Cara Hunter, an SDLP MLA who was targeted by a deepfake video, describes it as “deeply humiliating.” However, she says this campaign is about “shifting the shame and the blame.”
MLA Hunter says, “For me, I started the campaign due to the level of distress that I had experienced during my election, which was unfathomable. I have always said I have never been the same person since, and it really lowered my confidence. The idea that children are now experiencing the same thing.”
Hunter emphasises the deeply unsettling fact that years ago, predators would ask for sexual images of children, and now they can create them.
“As an elected representative, I want to ensure that, most importantly, our children are safe. 98% of deepfakes are of women, I think that speaks to the gender-based tech-facilitated violence that we’re seeing.” She continues, “so for me as a legislator, this is the stuff that I really think is important.”

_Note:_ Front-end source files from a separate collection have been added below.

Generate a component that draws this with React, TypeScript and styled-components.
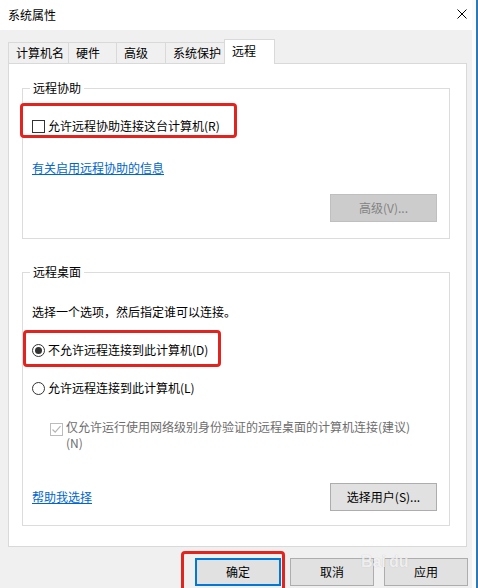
import React from "react";
import styled, { createGlobalStyle } from "styled-components";

const Global = createGlobalStyle`
  html, body { margin: 0; padding: 0; background: #fff; }
  body {
    font-family: "Noto Sans CJK SC", "Noto Sans", sans-serif;
    font-size: 12px;
    color: #000;
  }
  * { box-sizing: border-box; }
`;

const Window = styled.div`
  position: relative;
  display: flex;
  width: 478px;
  height: 588px;
  overflow: hidden;
  background: #fff;
`;

const Dialog = styled.div`
  width: 472px;
  flex: none;
  display: flex;
  flex-direction: column;
  background: #f0f0f0;
`;

const Gutter = styled.div`
  width: 4px;
  flex: none;
  background: #fbfbfb;
`;

const EdgeLine = styled.div`
  width: 2px;
  flex: none;
  background: #2e78b8;
`;

const TitleBar = styled.div`
  height: 30px;
  flex: none;
  background: #fff;
  display: flex;
  align-items: center;
  justify-content: space-between;
  padding: 0 5px 0 8px;
`;

const Title = styled.span`
  font-size: 12px;
  line-height: 16px;
`;

const CloseIcon = styled.svg`
  width: 10px;
  height: 10px;
  margin-top: -2px;
`;

const TabBar = styled.div`
  margin-top: 9px;
  height: 24px;
  flex: none;
  padding-left: 8px;
  display: flex;
  align-items: flex-end;
`;

const Tab = styled.div<{ $w: number; $active?: boolean }>`
  position: relative;
  width: ${(p) => p.$w}px;
  height: ${(p) => (p.$active ? 25 : 21)}px;
  margin-right: -1px;
  margin-bottom: ${(p) => (p.$active ? -1 : 0)}px;
  z-index: ${(p) => (p.$active ? 1 : 0)};
  padding: 0 0 ${(p) => (p.$active ? 2 : 0)}px 7px;
  display: flex;
  align-items: center;
  line-height: 16px;
  border: 1px solid #d9d9d9;
  border-bottom: none;
  background: ${(p) => (p.$active ? "#fff" : "#f0f0f0")};
  white-space: nowrap;
`;

const Panel = styled.div`
  margin-left: 8px;
  width: 459px;
  height: 484px;
  flex: none;
  border: 1px solid #d9d9d9;
  background: #fff;
  padding: 24px 0 0 13px;
  display: flex;
  flex-direction: column;
`;

const Group = styled.div<{ $h: number; $pt: number; $mt?: number }>`
  position: relative;
  width: 428px;
  height: ${(p) => p.$h}px;
  margin-top: ${(p) => p.$mt ?? 0}px;
  flex: none;
  border: 1px solid #dcdcdc;
  padding: ${(p) => p.$pt}px 12px 0 9px;
  display: flex;
  flex-direction: column;
  align-items: flex-start;
`;

const Legend = styled.span`
  position: absolute;
  top: -9px;
  left: 7px;
  padding: 0 3px;
  background: #fff;
  line-height: 16px;
`;

const Highlight = styled.div<{ $w: number; $ml?: number; $pad: string; $mt?: number; $h?: number }>`
  width: ${(p) => p.$w}px;
  ${(p) => (p.$h ? `height: ${p.$h}px;` : "")}
  margin-left: ${(p) => p.$ml ?? 0}px;
  margin-top: ${(p) => p.$mt ?? 0}px;
  padding: ${(p) => p.$pad};
  border: 3px solid #e3231d;
  border-radius: 4px;
  display: flex;
  align-items: flex-start;
  flex: none;
`;

const OptionRow = styled.div<{ $mt?: number }>`
  display: flex;
  align-items: center;
  gap: 3px;
  line-height: 16px;
  margin-top: ${(p) => p.$mt ?? 0}px;
  white-space: nowrap;
`;

const Check = styled.span<{ $disabled?: boolean }>`
  width: 13px;
  height: 13px;
  flex: none;
  border: 1px solid ${(p) => (p.$disabled ? "#bcbcbc" : "#333")};
  background: #fff;
  display: flex;
  align-items: center;
  justify-content: center;
`;

const Radio = styled.span<{ $checked?: boolean }>`
  width: 13px;
  height: 13px;
  flex: none;
  border: 1px solid #333;
  border-radius: 50%;
  background: #fff;
  display: flex;
  align-items: center;
  justify-content: center;
  &::after {
    content: "";
    width: 7px;
    height: 7px;
    border-radius: 50%;
    background: ${(p) => (p.$checked ? "#333" : "transparent")};
  }
`;

const Link = styled.a<{ $mt?: number }>`
  color: #0066cc;
  text-decoration: underline;
  line-height: 16px;
  margin-top: ${(p) => p.$mt ?? 0}px;
  cursor: pointer;
`;

const Text = styled.div<{ $mt?: number }>`
  line-height: 16px;
  margin-top: ${(p) => p.$mt ?? 0}px;
`;

const SubOption = styled.div<{ $mt?: number }>`
  display: flex;
  align-items: flex-start;
  gap: 3px;
  margin-top: ${(p) => p.$mt ?? 0}px;
  margin-left: 18px;
  line-height: 16px;
  color: #6d6d6d;
  & > span:first-child {
    margin-top: 4px;
  }
`;

const Button = styled.button<{ $w: number; $variant?: "disabled" | "default"; $mt?: number; $mr?: number; $ml?: number }>`
  width: ${(p) => p.$w}px;
  height: 28px;
  flex: none;
  margin: ${(p) => p.$mt ?? 0}px ${(p) => p.$mr ?? 0}px 0 ${(p) => p.$ml ?? 0}px;
  padding: 0;
  font-family: inherit;
  font-size: 12px;
  line-height: 16px;
  display: flex;
  align-items: center;
  justify-content: center;
  background: ${(p) => (p.$variant === "disabled" ? "#cccccc" : "#e1e1e1")};
  color: ${(p) => (p.$variant === "disabled" ? "#838383" : "#000")};
  border: ${(p) =>
    p.$variant === "default"
      ? "2px solid #0078d7"
      : p.$variant === "disabled"
      ? "1px solid #bfbfbf"
      : "1px solid #adadad"};
`;

const RightButton = styled(Button)`
  align-self: flex-end;
`;

const FooterRow = styled.div`
  align-self: stretch;
  display: flex;
  justify-content: space-between;
  align-items: center;
  margin-top: 32px;
`;

const ButtonRow = styled.div`
  flex: 1;
  display: flex;
  justify-content: flex-end;
  align-items: flex-start;
  padding: 4px 4px 0 0;
`;

const Watermark = styled.div`
  position: absolute;
  left: 361px;
  top: 553px;
  display: flex;
  align-items: baseline;
  gap: 3px;
  font-family: "Liberation Sans", sans-serif;
  font-size: 16px;
  font-weight: bold;
  line-height: 18px;
  color: rgba(255, 255, 255, 0.8);
  text-shadow: 0 0 1px rgba(0, 0, 0, 0.22);
  pointer-events: none;
`;

const tabs = [
  { label: "计算机名", w: 61 },
  { label: "硬件", w: 49 },
  { label: "高级", w: 50 },
  { label: "系统保护", w: 60 },
  { label: "远程", w: 51, active: true },
];

export default function App() {
  return (
    <>
      <Global />
      <Window>
        <Dialog>
          <TitleBar>
            <Title>系统属性</Title>
            <CloseIcon viewBox="0 0 10 10">
              <path d="M0.5 0.5 L9.5 9.5 M9.5 0.5 L0.5 9.5" stroke="#000" strokeWidth="1" fill="none" />
            </CloseIcon>
          </TitleBar>
          <TabBar>
            {tabs.map((t) => (
              <Tab key={t.label} $w={t.w} $active={t.active}>
                {t.label}
              </Tab>
            ))}
          </TabBar>
          <Panel>
            <Group $h={151} $pt={14}>
              <Legend>远程协助</Legend>
              <Highlight $w={217} $ml={-12} $pad="12px 0 1px 9px">
                <OptionRow>
                  <Check />
                  <span>允许远程协助连接这台计算机(R)</span>
                </OptionRow>
              </Highlight>
              <Link $mt={22}>有关启用远程协助的信息</Link>
              <RightButton $w={107} $variant="disabled" $mt={18}>
                高级(V)...
              </RightButton>
            </Group>
            <Group $h={254} $pt={31} $mt={33}>
              <Legend>远程桌面</Legend>
              <Text>选择一个选项，然后指定谁可以连接。</Text>
              <Highlight $w={198} $ml={-9} $mt={10} $pad="9px 0 6px 6px">
                <OptionRow>
                  <Radio $checked />
                  <span>不允许远程连接到此计算机(D)</span>
                </OptionRow>
              </Highlight>
              <OptionRow $mt={13}>
                <Radio />
                <span>允许远程连接到此计算机(L)</span>
              </OptionRow>
              <SubOption $mt={23}>
                <Check $disabled>
                  <svg width="11" height="11" viewBox="0 0 11 11">
                    <path d="M1.5 5.5 L4.2 8.2 L9.5 2.2" stroke="#b5b5b5" strokeWidth="1.2" fill="none" />
                  </svg>
                </Check>
                <span>
                  仅允许运行使用网络级别身份验证的远程桌面的计算机连接(建议)
                  <br />
                  (N)
                </span>
              </SubOption>
              <FooterRow>
                <Link>帮助我选择</Link>
                <Button $w={107}>选择用户(S)...</Button>
              </FooterRow>
            </Group>
          </Panel>
          <ButtonRow>
            <Highlight $w={104} $h={42} $pad="4px 1px 0 11px">
              <Button $w={86} $variant="default">
                确定
              </Button>
            </Highlight>
            <Button $w={84} $mt={7} $mr={10} $ml={5}>
              取消
            </Button>
            <Button $w={84} $mt={7}>
              应用
            </Button>
          </ButtonRow>
        </Dialog>
        <Gutter />
        <EdgeLine />
        <Watermark>
          <span>Bai</span>
          <span>du</span>
        </Watermark>
      </Window>
    </>
  );
}
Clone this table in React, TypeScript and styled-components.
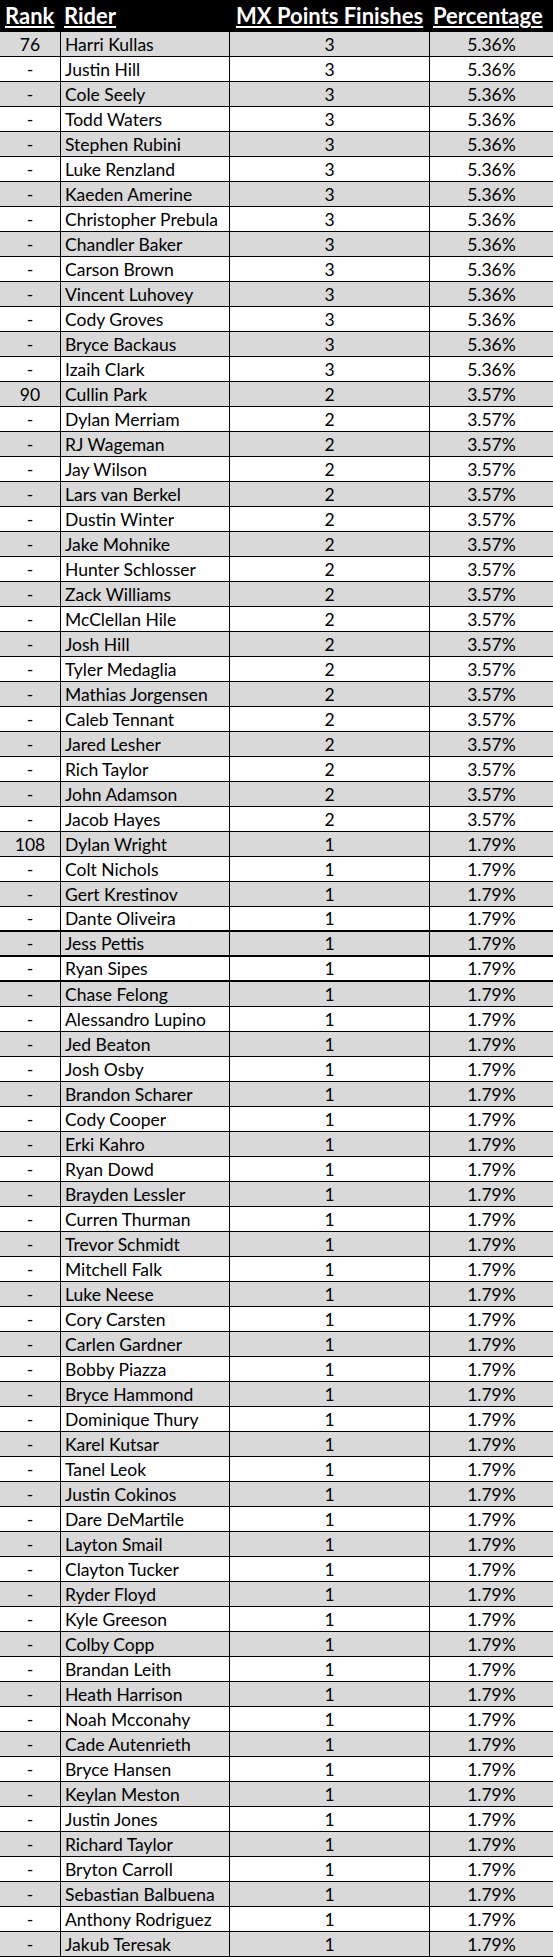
import React from 'react';
import styled, {createGlobalStyle} from "styled-components";

const GlobalStyle = createGlobalStyle`
  html, body {
    margin: 0;
    padding: 0;
    background: #ffffff;
  }
`;

const Sheet = styled.div`
  width: 553px;
  font-family: Lato, "Liberation Sans", sans-serif;
  color: #000;
`;

const HeaderRow = styled.div`
  display: grid;
  grid-template-columns: 60px 169px 200px 124px;
  height: 32px;
  background: #000;
  align-items: end;
  padding-bottom: 3px;
  box-sizing: border-box;
`;

const HeaderCell = styled.div<{ $pad: number }>`
  padding-left: ${p => p.$pad}px;
  font-size: 22px;
  font-weight: 700;
  color: #fff;
  text-decoration: underline;
  text-decoration-thickness: 2px;
  text-underline-offset: 2px;
  white-space: nowrap;
  line-height: 26px;
`;

const Row = styled.div<{ $shade: boolean; $thick: boolean }>`
  display: grid;
  grid-template-columns: 60px 169px 200px 124px;
  height: 25px;
  box-sizing: border-box;
  background: ${p => p.$shade ? '#d9d9d9' : '#ffffff'};
  border-bottom: ${p => p.$thick ? 2 : 1}px solid #000;
`;

const Cell = styled.div<{ $align: 'left' | 'center'; $first?: boolean }>`
  display: flex;
  align-items: center;
  justify-content: ${p => p.$align === 'left' ? 'flex-start' : 'center'};
  padding-left: ${p => p.$align === 'left' ? '4px' : '0'};
  border-left: ${p => p.$first ? 'none' : '1px solid #000'};
  font-size: 17.5px;
  white-space: nowrap;
  overflow: hidden;
`;

interface Rider {
  rank: string
  name: string
  finishes: number
  pct: string
}

const group = (rank: string, finishes: number, pct: string, names: string[]): Rider[] =>
  names.map((name, i) => ({rank: i === 0 ? rank : '-', name, finishes, pct}));

const riders: Rider[] = [
  ...group('76', 3, '5.36%', [
    'Harri Kullas', 'Justin Hill', 'Cole Seely', 'Todd Waters', 'Stephen Rubini', 'Luke Renzland',
    'Kaeden Amerine', 'Christopher Prebula', 'Chandler Baker', 'Carson Brown', 'Vincent Luhovey',
    'Cody Groves', 'Bryce Backaus', 'Izaih Clark',
  ]),
  ...group('90', 2, '3.57%', [
    'Cullin Park', 'Dylan Merriam', 'RJ Wageman', 'Jay Wilson', 'Lars van Berkel', 'Dustin Winter',
    'Jake Mohnike', 'Hunter Schlosser', 'Zack Williams', 'McClellan Hile', 'Josh Hill', 'Tyler Medaglia',
    'Mathias Jorgensen', 'Caleb Tennant', 'Jared Lesher', 'Rich Taylor', 'John Adamson', 'Jacob Hayes',
  ]),
  ...group('108', 1, '1.79%', [
    'Dylan Wright', 'Colt Nichols', 'Gert Krestinov', 'Dante Oliveira', 'Jess Pettis', 'Ryan Sipes',
    'Chase Felong', 'Alessandro Lupino', 'Jed Beaton', 'Josh Osby', 'Brandon Scharer', 'Cody Cooper',
    'Erki Kahro', 'Ryan Dowd', 'Brayden Lessler', 'Curren Thurman', 'Trevor Schmidt', 'Mitchell Falk',
    'Luke Neese', 'Cory Carsten', 'Carlen Gardner', 'Bobby Piazza', 'Bryce Hammond', 'Dominique Thury',
    'Karel Kutsar', 'Tanel Leok', 'Justin Cokinos', 'Dare DeMartile', 'Layton Smail', 'Clayton Tucker',
    'Ryder Floyd', 'Kyle Greeson', 'Colby Copp', 'Brandan Leith', 'Heath Harrison', 'Noah Mcconahy',
    'Cade Autenrieth', 'Bryce Hansen', 'Keylan Meston', 'Justin Jones', 'Richard Taylor', 'Bryton Carroll',
    'Sebastian Balbuena', 'Anthony Rodriguez', 'Jakub Teresak',
  ]),
];

// rows that sit on a heavier rule below
const thickAfter = ['Dante Oliveira', 'Jess Pettis', 'Ryan Sipes'];

const App = () => {
  return (
    <Sheet>
      <GlobalStyle/>
      <HeaderRow>
        <HeaderCell $pad={5}>Rank</HeaderCell>
        <HeaderCell $pad={4}>Rider</HeaderCell>
        <HeaderCell $pad={7}>MX Points Finishes</HeaderCell>
        <HeaderCell $pad={4}>Percentage</HeaderCell>
      </HeaderRow>
      {riders.map((r, i) => (
        <Row key={r.name} $shade={i % 2 === 0} $thick={thickAfter.includes(r.name)}>
          <Cell $align="center" $first>{r.rank}</Cell>
          <Cell $align="left">{r.name}</Cell>
          <Cell $align="center">{r.finishes}</Cell>
          <Cell $align="center">{r.pct}</Cell>
        </Row>
      ))}
    </Sheet>
  );
};

export default App;
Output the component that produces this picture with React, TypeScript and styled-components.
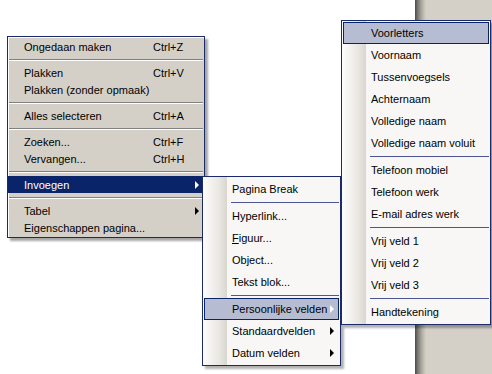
import styled, { createGlobalStyle } from "styled-components";

const GlobalStyle = createGlobalStyle`
  html, body {
    margin: 0;
    padding: 0;
    background: #ffffff;
  }
  body {
    font-family: "Liberation Sans", Arial, sans-serif;
    font-size: 11px;
    color: #000;
  }
`;

const Screen = styled.div`
  position: relative;
  width: 492px;
  height: 374px;
  display: flex;
  background: #ffffff;
  overflow: hidden;
`;

const SidePanel = styled.div`
  margin-left: auto;
  width: 77px;
  background: linear-gradient(
    to right,
    #4a4a4a 0,
    #7c7a75 3px,
    #b2aea6 7px,
    #d4d0c8 11px
  );
`;

/* classic context menu */
const ContextMenu = styled.div`
  position: absolute;
  left: 7px;
  top: 36px;
  width: 198px;
  box-sizing: border-box;
  padding: 1px 0;
  background: #d4d0c8;
  border: 1px solid #1b2a6b;
  box-shadow: inset 1px 1px 0 #ffffff, 3px 3px 2px rgba(0, 0, 0, 0.35);
`;

const ClassicItem = styled.div<{ $active?: boolean }>`
  display: grid;
  grid-template-columns: 129px 1fr 14px;
  align-items: center;
  height: 17px;
  padding-left: 16px;
  background: ${(p) => (p.$active ? "#0a246a" : "transparent")};
  color: ${(p) => (p.$active ? "#ffffff" : "#000000")};
  white-space: nowrap;
`;

const ClassicSeparator = styled.div`
  height: 9px;
  display: flex;
  align-items: center;
  padding: 0 1px;

  &::after {
    content: "";
    flex: 1;
    height: 0;
    border-top: 1px solid #808080;
    border-bottom: 1px solid #ffffff;
  }
`;

const Arrow = styled.span<{ $light?: boolean }>`
  justify-self: center;
  width: 0;
  height: 0;
  border-top: 4px solid transparent;
  border-bottom: 4px solid transparent;
  border-left: 4px solid ${(p) => (p.$light ? "#ffffff" : "#000000")};
`;

/* office xp style submenu */
const SubMenu = styled.div<{ $left: number; $top: number; $width: number }>`
  position: absolute;
  left: ${(p) => p.$left}px;
  top: ${(p) => p.$top}px;
  width: ${(p) => p.$width}px;
  box-sizing: border-box;
  padding: 1px;
  border: 1px solid #1b2a6b;
  background: linear-gradient(
    to right,
    #fdfdfc 0,
    #e9e7e2 16px,
    #d9d6ce 24px,
    #f8f7f5 24px
  );
  box-shadow: 3px 3px 2px rgba(0, 0, 0, 0.3);
`;

const XpItem = styled.div<{ $active?: boolean }>`
  display: flex;
  align-items: center;
  height: 22px;
  box-sizing: border-box;
  padding-left: 27px;
  padding-right: 4px;
  border: 1px solid ${(p) => (p.$active ? "#0a246a" : "transparent")};
  background: ${(p) => (p.$active ? "#b6bdd2" : "transparent")};
  white-space: nowrap;
`;

const XpLabel = styled.span`
  flex: 1;
`;

const XpSeparator = styled.div`
  height: 5px;
  display: flex;
  align-items: center;
  padding-left: 27px;

  &::after {
    content: "";
    flex: 1;
    height: 1px;
    background: #4c5690;
  }
`;

const Key = styled.span`
  text-decoration: underline;
`;

type Entry = { label: string; shortcut?: string; sub?: boolean; active?: boolean } | "sep";

const mainEntries: Entry[] = [
  { label: "Ongedaan maken", shortcut: "Ctrl+Z" },
  "sep",
  { label: "Plakken", shortcut: "Ctrl+V" },
  { label: "Plakken (zonder opmaak)" },
  "sep",
  { label: "Alles selecteren", shortcut: "Ctrl+A" },
  "sep",
  { label: "Zoeken...", shortcut: "Ctrl+F" },
  { label: "Vervangen...", shortcut: "Ctrl+H" },
  "sep",
  { label: "Invoegen", sub: true, active: true },
  "sep",
  { label: "Tabel", sub: true },
  { label: "Eigenschappen pagina..." },
];

const insertEntries: Entry[] = [
  { label: "Pagina Break" },
  "sep",
  { label: "Hyperlink..." },
  { label: "Figuur..." },
  { label: "Object..." },
  { label: "Tekst blok..." },
  "sep",
  { label: "Persoonlijke velden", sub: true, active: true },
  { label: "Standaardvelden", sub: true },
  { label: "Datum velden", sub: true },
];

const personalEntries: Entry[] = [
  { label: "Voorletters", active: true },
  { label: "Voornaam" },
  { label: "Tussenvoegsels" },
  { label: "Achternaam" },
  { label: "Volledige naam" },
  { label: "Volledige naam voluit" },
  "sep",
  { label: "Telefoon mobiel" },
  { label: "Telefoon werk" },
  { label: "E-mail adres werk" },
  "sep",
  { label: "Vrij veld 1" },
  { label: "Vrij veld 2" },
  { label: "Vrij veld 3" },
  "sep",
  { label: "Handtekening" },
];

const renderLabel = (label: string) =>
  label === "Figuur..." ? (
    <>
      <Key>F</Key>iguur...
    </>
  ) : (
    label
  );

const XpList = ({ entries }: { entries: Entry[] }) => (
  <>
    {entries.map((e, i) =>
      e === "sep" ? (
        <XpSeparator key={i} />
      ) : (
        <XpItem key={i} $active={e.active}>
          <XpLabel>{renderLabel(e.label)}</XpLabel>
          {e.sub && <Arrow $light={e.active} />}
        </XpItem>
      )
    )}
  </>
);

export default function App() {
  return (
    <>
      <GlobalStyle />
      <Screen>
        <SidePanel />

        <ContextMenu>
          {mainEntries.map((e, i) =>
            e === "sep" ? (
              <ClassicSeparator key={i} />
            ) : (
              <ClassicItem key={i} $active={e.active}>
                <span>{e.label}</span>
                <span>{e.shortcut}</span>
                {e.sub ? <Arrow $light={e.active} /> : <span />}
              </ClassicItem>
            )
          )}
        </ContextMenu>

        <SubMenu $left={202} $top={176} $width={139}>
          <XpList entries={insertEntries} />
        </SubMenu>

        <SubMenu $left={341} $top={20} $width={150}>
          <XpList entries={personalEntries} />
        </SubMenu>
      </Screen>
    </>
  );
}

Police warn of rising threat from sexual deepfakes. A new police-commissioned survey, published 24 Nov 2025, looked at people’s attitudes towards deepfakes and more specifically, those that are sexual or intimate in nature and disproportionately target women and girls. This type of content is thought to have increased in prevalence by 1,780% between 2019 and 2024.
Three in five people said they are very or somewhat worried about becoming a victim of a deepfake.
Campaign UN Women says, “We already live in a world where at least one in three women experience physical or sexual violence. Enter a host of extremely powerful AI tools, trained on existing gender-biased data, now enabling that violence to spread further, faster and in more complex ways. It’s a perfect storm.”
Hunter says this is a very unique situation. She wants to see robust laws and, most importantly, a sense of hope to bring ethics education on this technology into schools to prevent cyberbullying.
“For the first time, I am filled with hope that we can get this law over the line.”